Connecticut police still searching for suspects in killing of UConn football player

By AP
Monday, October 19, 2009

Police: Still no suspects in UConn player stabbing

STORRS, Conn. — Police interviewed dozens of witnesses on Monday as they hunted for the killer of a University of Connecticut football player who was stabbed during a fight outside a school-sanctioned dance over the weekend.

A police spokesman said there had been no arrests and there were no suspects, although around 300 people were in the area when a fire alarm sounded and students evacuated the building. Jasper Howard was killed — his coach identified the body at the hospital on Sunday morning — and another UConn student was treated for stab wounds and released.

“We’re pursuing active investigative leads,” UConn police Maj. Ronal Blicher said. “The investigation will continue into this week.”

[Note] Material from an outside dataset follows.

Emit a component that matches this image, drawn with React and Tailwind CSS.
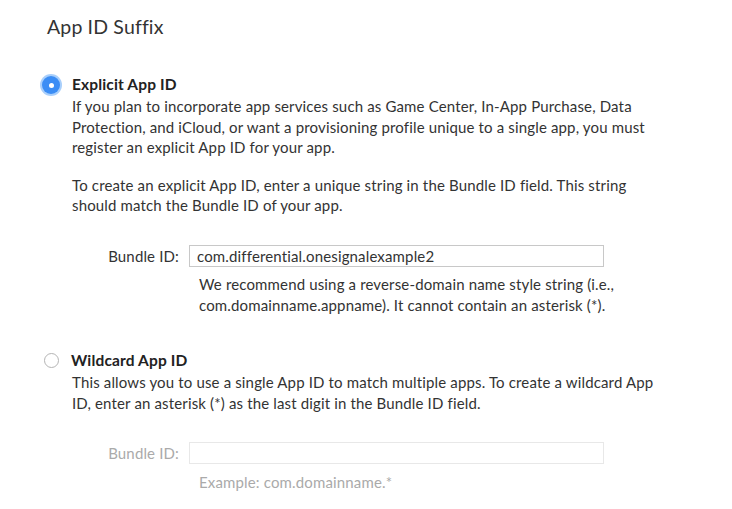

Howard, 20, of Miami, was stabbed to death early Sunday morning. Investigators have not released the name of the second male UConn student who was stabbed, but say he was treated and released from a local hospital.

Blicher said Howard was wounded during a fight between two groups that included students and non-students. The altercation broke out just after a fire alarm went off in a student center, forcing around 300 people to evacuate from the party and dance sponsored by the school’s West Indian Awareness Organization.

Authorities wouldn’t say if any other athletes were involved.

Blicher said it was the first homicide at the university in the more than 30 years he has been associated with the school.

The violence came less than 12 hours after UConn’s 38-25 homecoming victory over Louisville.

Huskies coach Randy Edsall identified Howard’s body at St. Francis Hospital and Medical Center in Hartford Sunday morning.

Edsall said later Sunday that he and the team were heartbroken and devastated over the loss of Howard, a junior and the team’s starting cornerback who came to the school to get away from the violence on the streets of his hometown. He was the first person in his family to go to college.

Police were trying to determine if the alarm and the fight were related. The university community was sent messages warning them to be cautious, but Blicher said officials don’t believe anyone else is in danger and that the stabbing did not appear premeditated.

“The university does not have an individual walking around just stabbing people,” Blicher said.

Some students on Monday said they never considered their campus unsafe before. Some, like freshman Alexander Wegh of Terryville, stayed indoors on Sunday as police gathered evidence.

“I kind of just stayed inside (Sunday) because they really didn’t tell us what was going on,” he said. “I didn’t come here thinking about safety, because its not like when you pick your school you’re like, ‘Oh, its going to be really safe or not.’ You assume it’s going to be safe.”

Rob Rosado, a senior acting major, called the stabbing “disgusting.”

“It’s absolutely atrocious that this kind of thing is happening so close, or at all really,” he said. “This shouldn’t be happening.”

Howard’s death was especially tragic, because he was about to become a father, Edsall said. Neither police nor the university provided any additional information about the expectant mother, whom Edsall identified as Howard’s girlfriend.

The coach gathered his team at its training facility at 6 a.m. to deliver the news.

Howard and the other student who was stabbed were taken to Windham Community Memorial Hospital, where the surviving student was treated and released. Howard was later airlifted to St. Francis, where he died.

Howard had a career-high 11 tackles Saturday and made perhaps the game’s biggest play, forcing a fumble as Louisville was about to score with UConn up 21-13 in the third quarter.

“I felt my hand go on the ball and I felt that I had a chance to get it out,” he said after the game. “I just stripped it out. It was a big play. We needed it.”

Joanglia Howard said she got news of her son’s death about 4 a.m. Sunday, and described him as a “good kid” who never got into trouble.

“All I wanted him to do was go to school and get an education, and he was doing what I asked him to do,” she told WSVN-TV in Miami.

UConn was arranging for Howard’s parents to come to Connecticut. He also had two teenage sisters.

Edsall said the team will not practice until Tuesday, but plans to play next Saturday at West Virginia.